- [Exercise aim]
Count every line in the data below where "Generate" occurs, then state that number and nothing more.

BEGIN Material

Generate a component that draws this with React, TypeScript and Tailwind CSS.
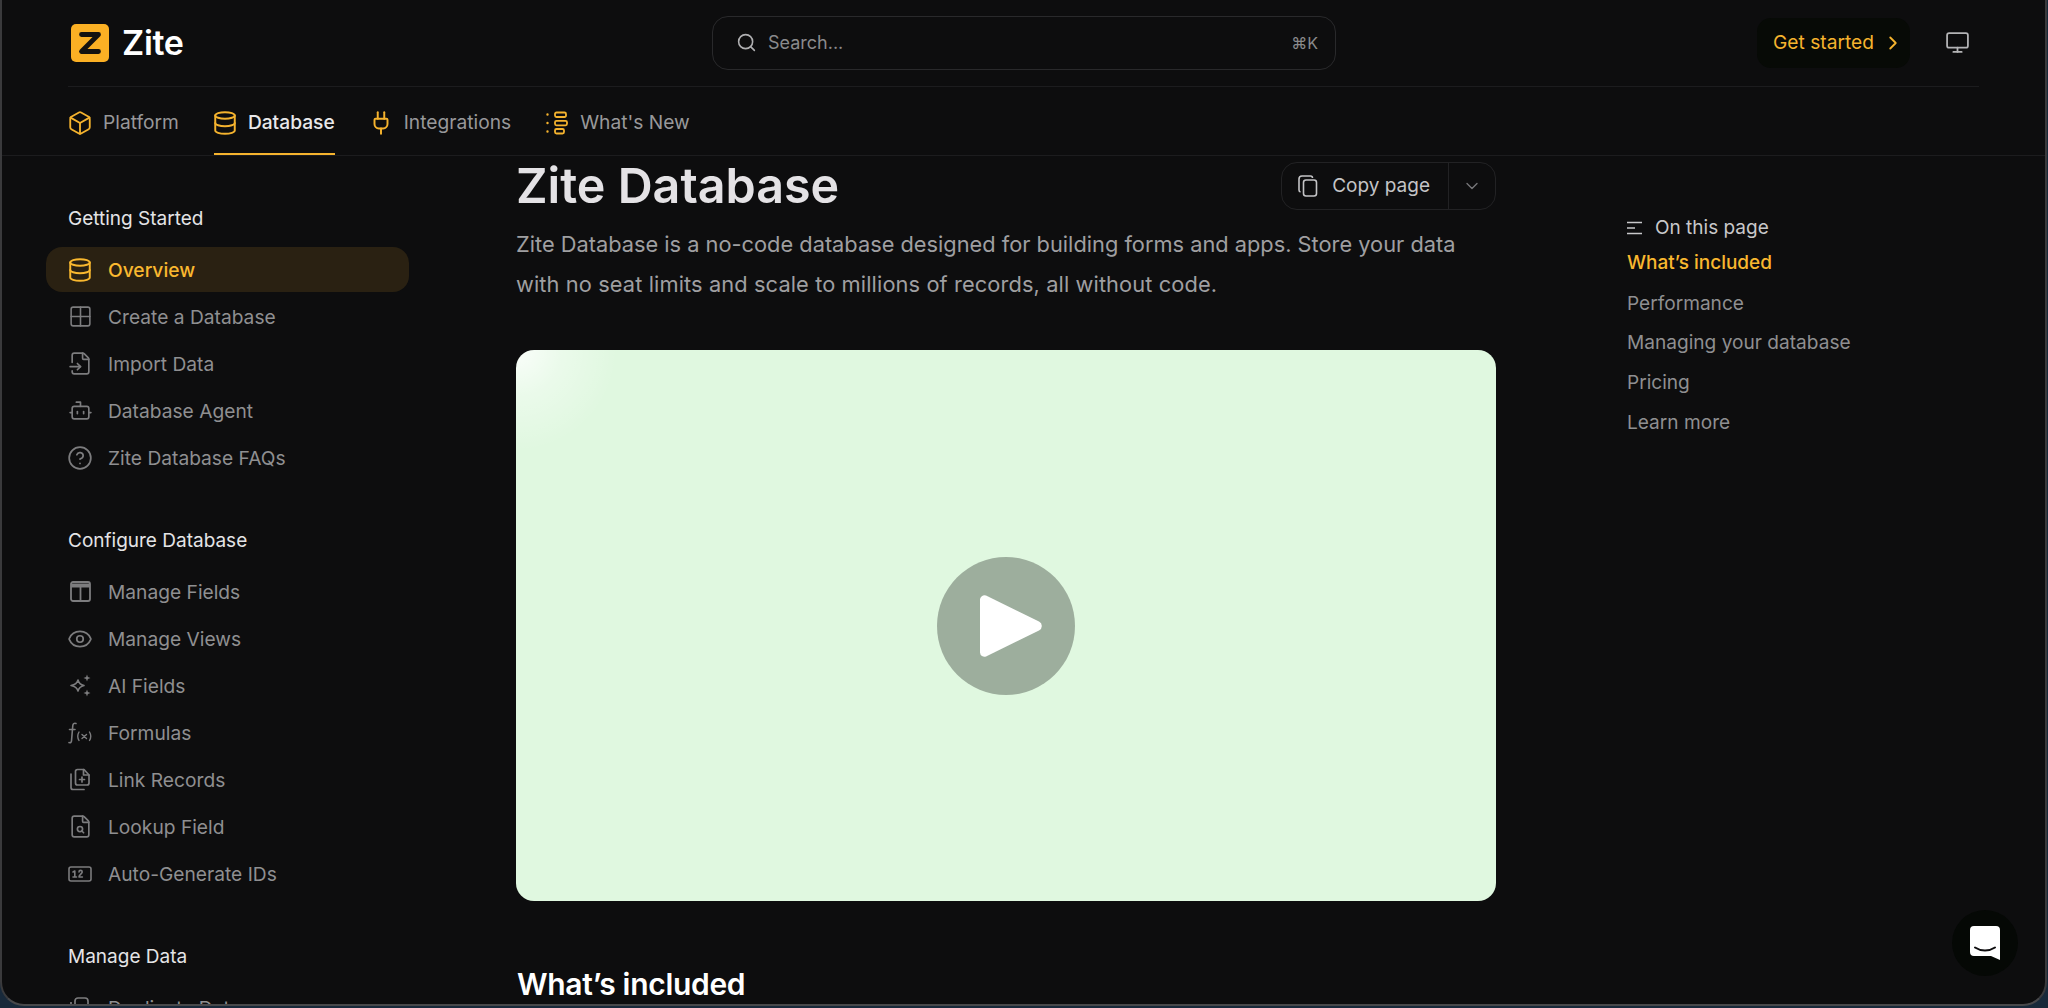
import React from 'react';
import { Box, Database, Plug, Grid2x2, FileInput, Bot, CircleHelp, Eye, FileSearch, Search, ChevronRight, ChevronDown, Monitor } from 'lucide-react';

const IconBox: React.FC<{ children: React.ReactNode; className?: string }> = ({ children, className = '' }) => (
  <span className={`flex h-[22px] w-[22px] shrink-0 items-center justify-center [&>svg]:shrink-0 ${className}`}>{children}</span>
);

const ZiteLogo = () => (
  <svg width="38" height="38" viewBox="0 0 38 38" className="shrink-0">
    <rect width="38" height="38" rx="5" fill="#fbb024" />
    <path d="M10.5 10.5H27.5L10.5 27.5H27.5" fill="none" stroke="#141210" strokeWidth="4.8" strokeLinecap="round" strokeLinejoin="round" />
  </svg>
);

const WhatsNewIcon = () => (
  <svg width="22" height="24" viewBox="0 0 22 24" fill="none" stroke="#f5b32e" strokeWidth="1.8" strokeLinecap="round">
    <path d="M1.5 3.5v.1M1.5 12v.1M1.5 20.5v.1" strokeWidth="2.4" />
    <rect x="9" y="1.5" width="11" height="4.5" rx="1.5" />
    <rect x="9" y="9.8" width="12" height="4.5" rx="1.5" />
    <rect x="9" y="18" width="9" height="4.5" rx="1.5" />
  </svg>
);

const FieldsIcon = () => (
  <svg width="21" height="21" viewBox="0 0 21 21" fill="none" stroke="currentColor" strokeWidth="1.8">
    <rect x="1" y="1" width="19" height="19" rx="2" />
    <path d="M1 4.5h19" strokeWidth="4" />
    <path d="M10.5 5v15" />
  </svg>
);

const AiFieldsIcon = () => (
  <svg width="23" height="23" viewBox="0 0 23 23" fill="none" stroke="currentColor" strokeWidth="1.6" strokeLinejoin="round">
    <path d="M9 6c.7 3 2.3 4.600 6 5.500-3.700.9-5.300 2.500-6 5.500-.7-3-2.300-4.600-7-5.500 4.700-.9 6.300-2.500 7-5.500Z" />
    <path d="M18 .5l.9 2.600 2.600.9-2.600.9-.9 2.600-.9-2.600-2.600-.9 2.600-.9Z" fill="currentColor" stroke="none" />
    <path d="M18 15.500l.9 2.600 2.600.9-2.600.9-.9 2.600-.9-2.600-2.600-.9 2.600-.9Z" fill="currentColor" stroke="none" />
  </svg>
);

const FormulaIcon = () => (
  <svg width="24" height="24" viewBox="0 0 24 24" fill="none" stroke="currentColor" strokeWidth="1.6" strokeLinecap="round">
    <path d="M8 2.500c-2-.6-3 .3-3.200 2L3.500 20c-.2 1.500-1 2-2.500 1.600M1.500 8.500h5.500" />
    <path d="M11 11c-1.500 2.500-1.500 6 0 8.500M21.500 11c1.500 2.500 1.500 6 0 8.500" strokeWidth="1.4" />
    <path d="M14 13.500l4.500 4M18.500 13.500l-4.500 4" strokeWidth="1.4" />
  </svg>
);

const LinkRecordsIcon = () => (
  <svg width="22" height="23" viewBox="0 0 22 23" fill="none" stroke="currentColor" strokeWidth="1.7" strokeLinejoin="round" strokeLinecap="round">
    <path d="M6.5 3.500V15a2 2 0 0 0 2 2H18a2 2 0 0 0 2-2V7l-5-5.500H8.500a2 2 0 0 0-2 2Z" />
    <path d="M14.500 1.500V7H20" />
    <path d="M2 6v13.500a2 2 0 0 0 2 2h11" />
    <path d="M13 9v5M10.500 11.500h5" />
  </svg>
);

const IdsIcon = () => (
  <svg width="24" height="16" viewBox="0 0 24 16" fill="none" stroke="currentColor" strokeWidth="1.6" strokeLinecap="round" strokeLinejoin="round">
    <rect x="1" y="1" width="22" height="14" rx="2" />
    <path d="M5 6l1.800-1v6M5 11h3.500" />
    <path d="M11 6a1.600 1.600 0 0 1 3.200 0c0 1.500-3.200 3-3.200 5h3.400" />
  </svg>
);

const DuplicateIcon = () => (
  <svg width="22" height="24" viewBox="0 0 22 24" fill="none" stroke="currentColor" strokeWidth="1.7">
    <rect x="6" y="2" width="13" height="18" rx="3" />
    <path d="M2 6v12a5 5 0 0 0 3 4" />
  </svg>
);

const CopyIcon = () => (
  <svg width="22" height="22" viewBox="0 0 22 22" fill="none" stroke="#c4c4c6" strokeWidth="1.6">
    <rect x="6.5" y="5" width="13" height="16" rx="2.5" />
    <path d="M15.500 3a2 2 0 0 0-2-2H5a3 3 0 0 0-3 3v11a2 2 0 0 0 1.500 2" />
  </svg>
);

const TocIcon = () => (
  <svg width="16" height="14" viewBox="0 0 16 14" fill="none" stroke="#c8c8ca" strokeWidth="1.6">
    <path d="M0 1.500h15M0 7h8M0 12.500h15" />
  </svg>
);

const tabs = [
  { label: 'Platform', icon: <Box size={26} strokeWidth={1.7} color="#f5b32e" /> },
  { label: 'Database', icon: <Database size={26} strokeWidth={1.8} color="#f5b32e" />, active: true },
  { label: 'Integrations', icon: <Plug size={26} strokeWidth={1.8} color="#f5b32e" /> },
  { label: "What's New", icon: <WhatsNewIcon /> },
];

const sections = [
  {
    title: 'Getting Started',
    items: [
      { label: 'Overview', icon: <Database size={26} strokeWidth={1.8} />, active: true },
      { label: 'Create a Database', icon: <Grid2x2 size={25} strokeWidth={1.5} /> },
      { label: 'Import Data', icon: <FileInput size={25} strokeWidth={1.6} /> },
      { label: 'Database Agent', icon: <Bot size={25} strokeWidth={1.6} /> },
      { label: 'Zite Database FAQs', icon: <CircleHelp size={26} strokeWidth={1.6} /> },
    ],
  },
  {
    title: 'Configure Database',
    items: [
      { label: 'Manage Fields', icon: <FieldsIcon /> },
      { label: 'Manage Views', icon: <Eye size={26} strokeWidth={1.6} /> },
      { label: 'AI Fields', icon: <AiFieldsIcon /> },
      { label: 'Formulas', icon: <FormulaIcon /> },
      { label: 'Link Records', icon: <LinkRecordsIcon /> },
      { label: 'Lookup Field', icon: <FileSearch size={25} strokeWidth={1.6} /> },
      { label: 'Auto-Generate IDs', icon: <IdsIcon /> },
    ],
  },
  {
    title: 'Manage Data',
    items: [{ label: 'Duplicate Data', icon: <DuplicateIcon /> }],
  },
];

const tocLinks = ['Performance', 'Managing your database', 'Pricing', 'Learn more'];

export default function App() {
  return (
    <div className="h-[1008px] w-[2048px] overflow-hidden bg-[#18293a] font-['Inter',sans-serif]">
      <div className="relative flex h-[1006px] w-[2047px] flex-col overflow-hidden rounded-b-[24px] border-x-2 border-b-2 border-x-[#3a3a3c] border-b-[#48484a] bg-[#0d0d0e]">
        <header className="mx-[66px] flex h-[87px] shrink-0 items-center border-b border-[#1c1c1e] pb-[1px] pl-[3px] pr-[9px]">
          <div className="flex w-[641px] items-center gap-[13px]">
            <ZiteLogo />
            <span className="text-[34px] font-semibold tracking-[-0.3px] text-white">Zite</span>
          </div>
          <div className="flex h-[54px] w-[624px] items-center rounded-[16px] border border-[#29292b] pl-[23px] pr-[17px]">
            <Search size={21} strokeWidth={1.8} color="#b0b0b2" />
            <span className="ml-[11px] flex-1 text-[18px] text-[#8a8a8c]">Search...</span>
            <span className="text-[16px] text-[#8a8a8c]">⌘K</span>
          </div>
          <div className="flex flex-1 items-center justify-end gap-[35px]">
            <div className="flex h-[50px] items-center gap-[8px] rounded-[14px] bg-[#070a06] pl-[16px] pr-[6px]">
              <span className="text-[19.2px] text-[#f5b32e]">Get started</span>
              <ChevronRight size={22} strokeWidth={2} color="#f5b32e" />
            </div>
            <Monitor size={25} strokeWidth={1.7} color="#b4b4b6" />
          </div>
        </header>

        <nav className="flex h-[69px] shrink-0 items-stretch gap-[35px] border-b border-[#1c1c1e] pl-[67px]">
          {tabs.map((tab) => (
            <div
              key={tab.label}
              className={`flex items-center gap-[12px] border-b-2 pt-[5px] text-[19.2px] ${
                tab.active ? 'border-[#f5b32e] font-medium text-[#e8e8ea]' : 'border-transparent text-[#98989a]'
              }`}
            >
              <IconBox>{tab.icon}</IconBox>
              <span>{tab.label}</span>
            </div>
          ))}
        </nav>

        <div className="flex min-h-0 flex-1">
          <aside className="w-[514px] shrink-0 pl-[44px] pt-[50px]">
            {sections.map((section) => (
              <section key={section.title} className="mb-[48px] w-[363px]">
                <h3 className="mb-[15px] pl-[22px] text-[19px] font-normal leading-[26px] text-[#e4e4e6]">{section.title}</h3>
                <ul className="flex flex-col gap-[2px]">
                  {section.items.map((item) => (
                    <li
                      key={item.label}
                      className={`flex h-[45px] items-center gap-[17px] rounded-[16px] pl-[23px] text-[19.2px] ${
                        item.active ? 'bg-[#2a2112] font-medium text-[#f9b82f]' : 'text-[#8f8f91]'
                      }`}
                    >
                      <IconBox className={item.active ? '' : 'text-[#7c7c7e]'}>{item.icon}</IconBox>
                      <span className="pt-[2px]">{item.label}</span>
                    </li>
                  ))}
                </ul>
              </section>
            ))}
          </aside>

          <main className="w-[980px] shrink-0 pt-[6px]">
            <div className="flex h-[48px] items-center justify-between">
              <h1 className="text-[48.4px] font-semibold leading-[48px] text-[#e4e2e5]">Zite Database</h1>
              <div className="flex h-[48px] items-center rounded-[16px] border border-[#222224]">
                <div className="flex items-center gap-[13px] pl-[15px] pr-[18px]">
                  <CopyIcon />
                  <span className="text-[19px] text-[#c4c4c6]">Copy page</span>
                </div>
                <div className="flex h-full w-[47px] items-center justify-center border-l border-[#222224]">
                  <ChevronDown size={20} strokeWidth={1.6} color="#77777a" />
                </div>
              </div>
            </div>
            <p className="mt-[14px] text-[21.8px] leading-[40px] text-[#9f9fa1]">
              Zite Database is a no-code database designed for building forms and apps. Store your data
              <br />
              <span className="tracking-[0.11px]">with no seat limits and scale to millions of records, all without code.</span>
            </p>
            <div className="mt-[46px] flex h-[551px] items-center justify-center rounded-[18px] bg-[#e0f8e0] bg-[radial-gradient(circle_at_0%_0%,rgba(255,255,255,0.85)_0%,rgba(255,255,255,0.35)_4%,rgba(255,255,255,0)_9%)]">
              <div className="flex h-[138px] w-[138px] items-center justify-center rounded-full bg-[#9dae9d]">
                <svg width="62" height="64" viewBox="0 0 62 64" className="ml-[9px]">
                  <path d="M6 1.500 59 27.500a5 5 0 0 1 0 9L6 62.500a4.500 4.500 0 0 1-6-4V6a4.500 4.500 0 0 1 6-4.500Z" fill="#fff" />
                </svg>
              </div>
            </div>
            <h2 className="mt-[65px] pl-[1px] text-[30px] font-semibold leading-[36px] tracking-[-0.3px] text-white">What’s included</h2>
          </main>

          <aside className="ml-[131px] flex-1 pt-[60px]">
            <div className="flex h-[24px] items-center gap-[12px] text-[19px] text-[#c8c8ca]">
              <TocIcon />
              <span>On this page</span>
            </div>
            <div className="mt-[3px] flex h-[40px] items-center text-[19px] font-medium text-[#f9b82f]">What’s included</div>
            {tocLinks.map((link) => (
              <div key={link} className="flex h-[39.7px] items-center text-[19.1px] text-[#8f8f91]">
                {link}
              </div>
            ))}
          </aside>
        </div>

        {/* Chat launcher */}
        <div className="absolute bottom-[28px] right-[27px] flex h-[66px] w-[66px] items-center justify-center rounded-full bg-[#050805]">
          <svg width="30" height="34" viewBox="0 0 30 34">
            <path d="M4 0H26a4 4 0 0 1 4 4V34L21 30H4a4 4 0 0 1-4-4V4a4 4 0 0 1 4-4Z" fill="#fff" />
            <path d="M5 21.500c6 4 14 4 20 0" fill="none" stroke="#0e0d0f" strokeWidth="2" strokeLinecap="round" />
          </svg>
        </div>
      </div>
    </div>
  );
}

END Material

- [Complete response]
2